The third step was to apply Boruta to determine the most relevant features:
['year', 'acousticness', 'danceability', 'energy', 'instrumentalness', 'liveness', 'loudness', 'speechiness', 'tempo', 'duration_min']
In order to solve the task 3 regression models will be used:
- Linear Regression
- Random Forest Regression
- XGBoost Regressor
The metric chosen is RSME (root mean square error) and Random Forest Regression has the best results.
The technique to validating our models is called Cross-Validation, it is a resampling procedure used to evaluate machine learning models. The goal of cross-validation is to test the model's ability to predict new data that was not used in estimating in, in order to flag problems like overfitting. Here are the results:
XGBoost Regressor has the best RSME, so based on the business context and in order to better accomplish the project goals, the chosen model to perform the fine tuning is XGBoost.
The hyperparameter fine-tuning is performed in order to improve the model performance in comparison to the model with default hyperparameters.
There are two ways to perform hyperparameter fine-tuning: through grid search or through random search. In grid search all predefined hyperparameters are combined and evaluated through cross-validation. It is the best way to find the best hyperparameters combinations, however it takes a long time to be completed. In random search, the predefined hyperparameters are randomly combined and then evaluated through cross-validation. It may not find the best optimal combination, however it is much faster than the grid search and it is largely applied.
In this project, the chosen technique is GridesearchCV, the results are:
{'colsample_bytree': 0.9,
'learning_rate': 0.03,
'max_depth': 5,
'min_child_weight': 4,
'n_estimators': 1500,
'objective': 'reg:squarederror',
'silent': 1,
'subsample': 0.7}
It was observed that was a significant decrease in RSME.
Some comments related to the machine learning performance.

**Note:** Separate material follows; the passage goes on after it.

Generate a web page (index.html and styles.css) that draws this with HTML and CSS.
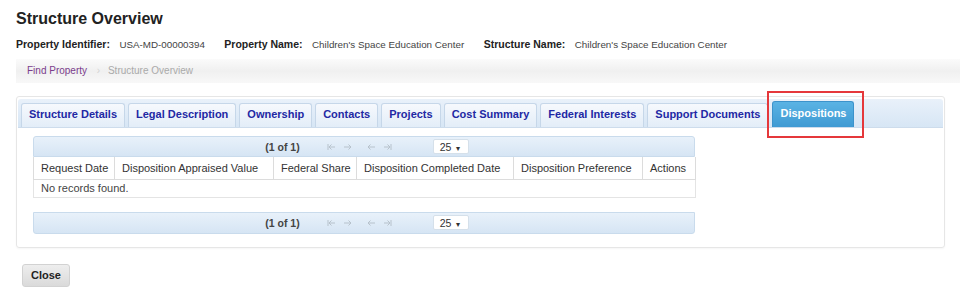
FILE: index.html
```html
<!DOCTYPE html>
<html lang="en">
<head>
  <meta charset="UTF-8" />
  <title>Structure Overview</title>
  <link rel="stylesheet" href="styles.css">
</head>
<body>
  <div class="page">
    <h1>Structure Overview</h1>

    <div class="props">
      <span class="prop-label">Property Identifier:</span>
      <span class="prop-value">USA-MD-00000394</span>
      <span class="prop-label">Property Name:</span>
      <span class="prop-value">Children's Space Education Center</span>
      <span class="prop-label">Structure Name:</span>
      <span class="prop-value">Children's Space Education Center</span>
    </div>

    <div class="crumbs">
      <a class="crumb-link" href="#">Find Property</a>
      <span class="crumb-sep">&rsaquo;</span>
      <span class="crumb-current">Structure Overview</span>
    </div>

    <div class="tabview">
      <ul class="tab-nav">
        <li class="tab">Structure Details</li>
        <li class="tab">Legal Description</li>
        <li class="tab">Ownership</li>
        <li class="tab">Contacts</li>
        <li class="tab">Projects</li>
        <li class="tab">Cost Summary</li>
        <li class="tab">Federal Interests</li>
        <li class="tab">Support Documents</li>
        <li class="tab tab-active">Dispositions<span class="highlight"></span></li>
      </ul>

      <div class="tab-panel">
        <div class="datatable">
          <div class="paginator">
            <span class="page-count">(1 of 1)</span>
            <span class="page-icons">
              <svg width="9" height="8" viewBox="0 0 9 8"><path d="M1 1v6M8 4H2M4.5 1.5 2 4l2.5 2.5" fill="none" stroke="#b7c2cc" stroke-width="1"/></svg>
              <svg width="9" height="8" viewBox="0 0 9 8"><path d="M1 4h7M5.5 1.5 8 4 5.5 6.5" fill="none" stroke="#b7c2cc" stroke-width="1"/></svg>
            </span>
            <span class="page-icons page-icons-next">
              <svg width="9" height="8" viewBox="0 0 9 8"><path d="M8 4H1M3.5 1.5 1 4l2.5 2.5" fill="none" stroke="#b7c2cc" stroke-width="1"/></svg>
              <svg width="9" height="8" viewBox="0 0 9 8"><path d="M8 1v6M1 4h6M4.5 1.5 7 4 4.5 6.5" fill="none" stroke="#b7c2cc" stroke-width="1"/></svg>
            </span>
            <span class="rows-select">25 <span class="caret">&#9662;</span></span>
          </div>

          <table class="grid">
            <thead>
              <tr>
                <th class="col-req">Request Date</th>
                <th class="col-val">Disposition Appraised Value</th>
                <th class="col-share">Federal Share</th>
                <th class="col-done">Disposition Completed Date</th>
                <th class="col-pref">Disposition Preference</th>
                <th class="col-act">Actions</th>
              </tr>
            </thead>
            <tbody>
              <tr>
                <td colspan="6">No records found.</td>
              </tr>
            </tbody>
          </table>

          <div class="paginator paginator-bottom">
            <span class="page-count">(1 of 1)</span>
            <span class="page-icons">
              <svg width="9" height="8" viewBox="0 0 9 8"><path d="M1 1v6M8 4H2M4.5 1.5 2 4l2.5 2.5" fill="none" stroke="#b7c2cc" stroke-width="1"/></svg>
              <svg width="9" height="8" viewBox="0 0 9 8"><path d="M1 4h7M5.5 1.5 8 4 5.5 6.5" fill="none" stroke="#b7c2cc" stroke-width="1"/></svg>
            </span>
            <span class="page-icons page-icons-next">
              <svg width="9" height="8" viewBox="0 0 9 8"><path d="M8 4H1M3.5 1.5 1 4l2.5 2.5" fill="none" stroke="#b7c2cc" stroke-width="1"/></svg>
              <svg width="9" height="8" viewBox="0 0 9 8"><path d="M8 1v6M1 4h6M4.5 1.5 7 4 4.5 6.5" fill="none" stroke="#b7c2cc" stroke-width="1"/></svg>
            </span>
            <span class="rows-select">25 <span class="caret">&#9662;</span></span>
          </div>
        </div>
      </div>
    </div>

    <button class="close-btn">Close</button>
  </div>
</body>
</html>
```

FILE: styles.css
```css
* {
  box-sizing: border-box;
}

body {
  margin: 0;
  font-family: 'Liberation Sans', Arial, sans-serif;
  color: #333;
  background: #fff;
}

.page {
  padding: 0 25px 0 16px;
}

h1 {
  margin: 9px 0 0;
  font-size: 16px;
  line-height: 20px;
  font-weight: bold;
  color: #222;
}

.props {
  margin-top: 7px;
  line-height: 14px;
  white-space: nowrap;
}

.prop-label {
  font-size: 10.5px;
  font-weight: bold;
  color: #222;
  margin-right: 5px;
}

.prop-value {
  font-size: 9.8px;
  color: #444;
  margin-right: 15px;
}

.crumbs {
  margin-top: 7px;
  margin-right: -15px;
  height: 24px;
  line-height: 24px;
  padding-left: 11px;
  font-size: 10px;
  background: linear-gradient(to bottom, #fbfbfb, #f0f0f0 50%, #f8f8f8);
}

.crumb-link {
  color: #7b3d8c;
  text-decoration: none;
}

.crumb-sep {
  color: #d4d4d4;
  margin: 0 5px 0 7px;
}

.crumb-current {
  color: #aaa;
}

.tabview {
  margin-top: 13px;
  border: 1px solid #e6e6e6;
  border-radius: 3px;
  padding: 2px 1px 13px;
  box-shadow: 0 1px 2px rgba(0, 0, 0, 0.04);
}

.tab-nav {
  list-style: none;
  margin: 0;
  padding: 2px 4px 0 3px;
  height: 29px;
  display: flex;
  align-items: flex-end;
  gap: 3px;
  background: linear-gradient(to bottom, #e9f1fa, #d7e6f5);
  border-bottom: 1px solid #cddcec;
  border-radius: 3px 3px 0 0;
}

.tab {
  position: relative;
  height: 24px;
  line-height: 21px;
  padding: 0 7px;
  font-size: 11px;
  font-weight: bold;
  color: #2228a4;
  background: linear-gradient(to bottom, #f6f9fd, #e3edf8);
  border: 1px solid #c6d7e9;
  border-bottom: none;
  border-radius: 3px 3px 0 0;
  white-space: nowrap;
}

.tab-active {
  height: 26px;
  line-height: 23px;
  margin-left: 1px;
  color: #fff;
  background: linear-gradient(to bottom, #5ab3e4, #3f9ad3);
  border-color: #3c93cb;
}

.highlight {
  position: absolute;
  left: -6px;
  top: -11px;
  width: 97px;
  height: 47px;
  border: 2px solid #e5383b;
}

.tab-panel {
  padding: 8px 15px 0;
}

.datatable {
  width: 662px;
}

.paginator {
  height: 21px;
  display: flex;
  align-items: center;
  justify-content: center;
  padding-left: 6px;
  font-size: 10.5px;
  background: linear-gradient(to bottom, #e8f1fa, #d6e5f4);
  border: 1px solid #c9dbec;
  border-radius: 3px 3px 0 0;
}

.paginator-bottom {
  height: 22px;
  margin-top: 14px;
  border-radius: 0 0 3px 3px;
}

.page-count {
  color: #444;
  font-weight: bold;
  margin-right: 27px;
}

.page-icons {
  display: flex;
  gap: 7px;
}

.page-icons-next {
  margin-left: 15px;
  margin-right: 41px;
}

.rows-select {
  width: 36px;
  height: 15px;
  line-height: 14px;
  padding-left: 6px;
  background: #fff;
  border: 1px solid #d5e0ea;
  border-radius: 2px;
  color: #333;
  font-size: 10.5px;
}

.caret {
  font-size: 8px;
  margin-left: 2px;
}

.grid {
  width: 100%;
  border-collapse: collapse;
  font-size: 11px;
  table-layout: fixed;
}

.grid th {
  height: 22px;
  padding: 0 7px;
  text-align: left;
  font-weight: normal;
  color: #333;
  white-space: nowrap;
  border: 1px solid #dcdcdc;
  border-top: none;
}

.grid td {
  height: 18px;
  padding: 0 7px;
  color: #444;
  border: 1px solid #e4e4e4;
  border-top: none;
}

.col-req { width: 81px; }
.col-val { width: 159px; }
.col-share { width: 83px; }
.col-done { width: 157px; }
.col-pref { width: 129px; }
.col-act { width: 53px; }

.close-btn {
  margin: 16px 0 0 6px;
  width: 48px;
  height: 23px;
  font-family: 'Liberation Sans', Arial, sans-serif;
  font-size: 11px;
  font-weight: bold;
  color: #222;
  background: linear-gradient(to bottom, #eeeeee, #dadada);
  border: 1px solid #d2d2d2;
  border-radius: 3px;
  cursor: pointer;
}
```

the graphics shows that the prediction and popularity
have a very close line, which means the prediction have the same shape of popularity
line. The shadows represents a variance of several predictions.
The error rate graphics shows the error rate of the predictions at each time period. There is a large error rate in the early years, this due to the amount of old songs with very low popularity.
Checking the subsequent years it is notice a few predictions below one, this values represent and underestimated prediction, the values above one represents overestimated predictions.
The error distribution almost follows a normal distribution.
The zero values popularity
brought some negative error rate. The points seems well fit in a horizontal tube which means that there's a few variation in the error. If the points formed any other shape (e.g opening/closing cone or an arch), this would mean that the errors follows a trend and we would need to review our model.
- Experiment with other Machine Learning algorithms to improve business performance.
- Experiment with selecting other features to see how much the RMSE is impacted.
- Experiment with other hyperparameter fine-tuning strategies to see how much the RMSE is impacted.
- Improve bot or application to user interaction.